__What the exercise asks__: From the listing below, extract every line in which the word "components" appears.

__Given information__:
++++++++++

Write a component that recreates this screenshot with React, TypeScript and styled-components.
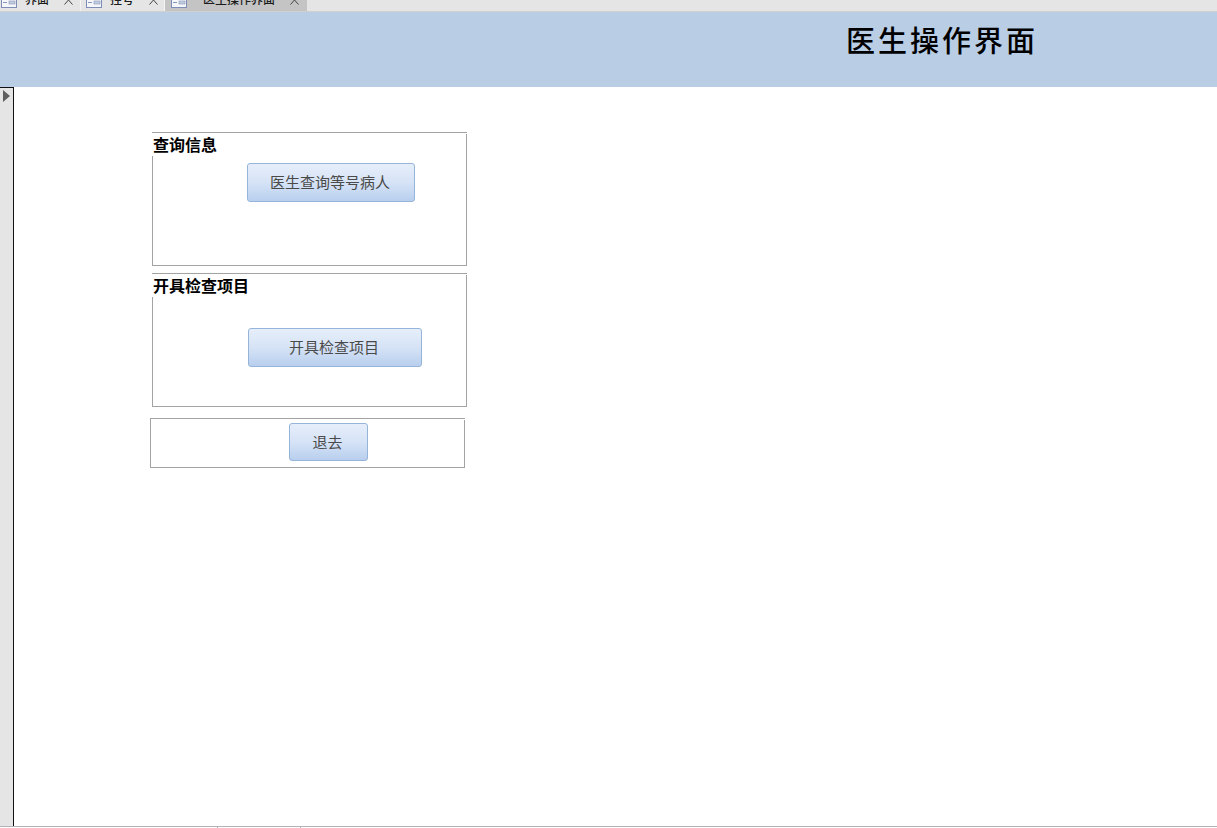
import React from "react";
import styled, { createGlobalStyle } from "styled-components";

const Global = createGlobalStyle`
  html, body { margin: 0; padding: 0; background: #fff; overflow: hidden; }
  #root { width: 1217px; height: 828px; }
`;

const FONT = `"Liberation Sans", "Noto Sans CJK SC", sans-serif`;

const Page = styled.div`
  width: 1217px;
  height: 828px;
  display: flex;
  flex-direction: column;
  font-family: ${FONT};
  overflow: hidden;
`;

const TabBar = styled.div`
  height: 12px;
  box-sizing: border-box;
  flex: none;
  display: flex;
  background: #e5e5e5;
  border-bottom: 1px solid #d0d0d0;
  overflow: hidden;
`;

const Tab = styled.div<{ $w: number; $active?: boolean; $textLeft: number; $closeLeft: number }>`
  width: ${(p) => p.$w}px;
  height: 11px;
  flex: none;
  background: ${(p) => (p.$active ? "#c4c4c4" : "#e5e5e5")};
  border-right: ${(p) => (p.$active ? "0" : "1px solid #f4f4f4")};
  box-sizing: border-box;
  display: grid;
  grid-template-columns: ${(p) => p.$textLeft}px ${(p) => p.$closeLeft - p.$textLeft}px 1fr;
  grid-template-rows: 11px;
  align-items: start;
`;

const TabIcon = styled.svg<{ $ml: number }>`
  width: 16px;
  height: 8px;
  display: block;
  margin-left: ${(p) => p.$ml}px;
`;

const TabText = styled.span`
  font-size: 12px;
  line-height: 12px;
  font-weight: 500;
  color: #1c1c1c;
  white-space: nowrap;
  margin-top: -6px;
`;

const TabClose = styled.svg`
  width: 10px;
  height: 6px;
  display: block;
`;

const Header = styled.header`
  height: 75px;
  flex: none;
  background: #b9cde5;
  display: flex;
  padding-left: 846px;
  box-sizing: border-box;
`;

const Title = styled.h1`
  margin: 9px 0 0;
  font-family: "Noto Sans CJK SC", sans-serif;
  font-size: 29px;
  line-height: 36px;
  font-weight: 500;
  letter-spacing: 3px;
  color: #000;
  white-space: nowrap;
`;

const Body = styled.main`
  flex: 1;
  display: flex;
  border-bottom: 1px solid #b0b2b8;
  min-height: 0;
`;

const Selector = styled.aside`
  width: 14px;
  flex: none;
  box-sizing: border-box;
  background: #e5e5e5;
  border-top: 1px solid #111;
  border-right: 1px solid #111;
  padding: 2px 0 0 3px;
`;

const Arrow = styled.div`
  width: 0;
  height: 0;
  border-left: 7px solid #5e5e5e;
  border-top: 6px solid transparent;
  border-bottom: 6px solid transparent;
`;

const Canvas = styled.section`
  flex: 1;
  display: flex;
  flex-direction: column;
  padding: 45px 0 0 138px;
  background: #fff;
`;

const Panel = styled.div<{ $h: number; $mt?: number; $ml?: number }>`
  position: relative;
  width: 315px;
  height: ${(p) => p.$h}px;
  margin-top: ${(p) => p.$mt ?? 0}px;
  margin-left: ${(p) => p.$ml ?? 0}px;
  box-sizing: border-box;
  border: 1px solid #a3a3a3;
  display: flex;
  align-items: flex-start;

  &::after {
    content: "";
    position: absolute;
    right: -1px;
    top: 0;
    width: 1px;
    height: 1px;
    background: #fff;
  }
`;

const PanelLabel = styled.div`
  position: absolute;
  left: -1px;
  top: 0;
  height: 23px;
  padding: 1px 1px 0;
  box-sizing: border-box;
  background: #fff;
  font-size: 16px;
  line-height: 23px;
  font-weight: 700;
  color: #000;
  white-space: nowrap;
`;

const Action = styled.button<{ $w: number; $h: number; $mt: number; $ml: number }>`
  width: ${(p) => p.$w}px;
  height: ${(p) => p.$h}px;
  margin: ${(p) => p.$mt}px 0 0 ${(p) => p.$ml}px;
  padding: 0 2px 2px 0;
  box-sizing: border-box;
  border: 1px solid #94b4d9;
  border-radius: 3px;
  background: linear-gradient(to bottom, #e6eefa 0%, #d6e3f6 50%, #b8cfee 100%);
  font-family: ${FONT};
  font-size: 15px;
  font-weight: 400;
  color: #4a4a4a;
  flex: none;
`;

const StatusBar = styled.footer`
  height: 1px;
  flex: none;
  display: flex;
  background: #fff;
`;

const StatusCell = styled.div<{ $w: number }>`
  width: ${(p) => p.$w}px;
  box-sizing: border-box;
  border-right: 1px solid #b0b2b8;
`;

const FormIcon = ({ ml }: { ml: number }) => (
  <TabIcon $ml={ml} viewBox="0 0 16 8">
    <rect x="0.5" y="-3" width="15" height="10.5" fill="#f4f6fa" stroke="#7d8db5" />
    <rect x="2" y="2" width="4" height="1" fill="#8a96b8" />
    <rect x="8" y="1" width="6" height="3" fill="#c3cde2" stroke="#8a96b8" strokeWidth="0.6" />
  </TabIcon>
);

const CloseMark = () => (
  <TabClose viewBox="0 0 10 6">
    <path d="M0.5 4.5 L4.5 0 L8.5 4.5" fill="none" stroke="#444" strokeWidth="1" />
  </TabClose>
);

const tabs = [
  { label: "界面", w: 81, iconLeft: 1, textLeft: 25, closeLeft: 64 },
  { label: "挂号", w: 84, iconLeft: 5, textLeft: 29, closeLeft: 68 },
  { label: "医生操作界面", w: 142, iconLeft: 6, textLeft: 38, closeLeft: 125, active: true },
];

const App = () => (
  <>
    <Global />
    <Page>
      <TabBar>
        {tabs.map((t) => (
          <Tab key={t.label} $w={t.w} $active={t.active} $textLeft={t.textLeft} $closeLeft={t.closeLeft}>
            <FormIcon ml={t.iconLeft} />
            <TabText>{t.label}</TabText>
            <CloseMark />
          </Tab>
        ))}
      </TabBar>
      <Header>
        <Title>医生操作界面</Title>
      </Header>
      <Body>
        <Selector>
          <Arrow />
        </Selector>
        <Canvas>
          <Panel $h={134}>
            <PanelLabel>查询信息</PanelLabel>
            <Action $w={168} $h={39} $mt={30} $ml={94}>医生查询等号病人</Action>
          </Panel>
          <Panel $h={134} $mt={7}>
            <PanelLabel>开具检查项目</PanelLabel>
            <Action $w={174} $h={39} $mt={54} $ml={95}>开具检查项目</Action>
          </Panel>
          <Panel $h={50} $mt={11} $ml={-2}>
            <Action $w={79} $h={38} $mt={4} $ml={138}>退去</Action>
          </Panel>
        </Canvas>
      </Body>
      <StatusBar>
        <StatusCell $w={218} />
        <StatusCell $w={83} />
      </StatusBar>
    </Page>
  </>
);

export default App;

++++++++++

__Answer__:
Write a component that recreates this screenshot with React, TypeScript and styled-components.
import styled, { createGlobalStyle } from "styled-components";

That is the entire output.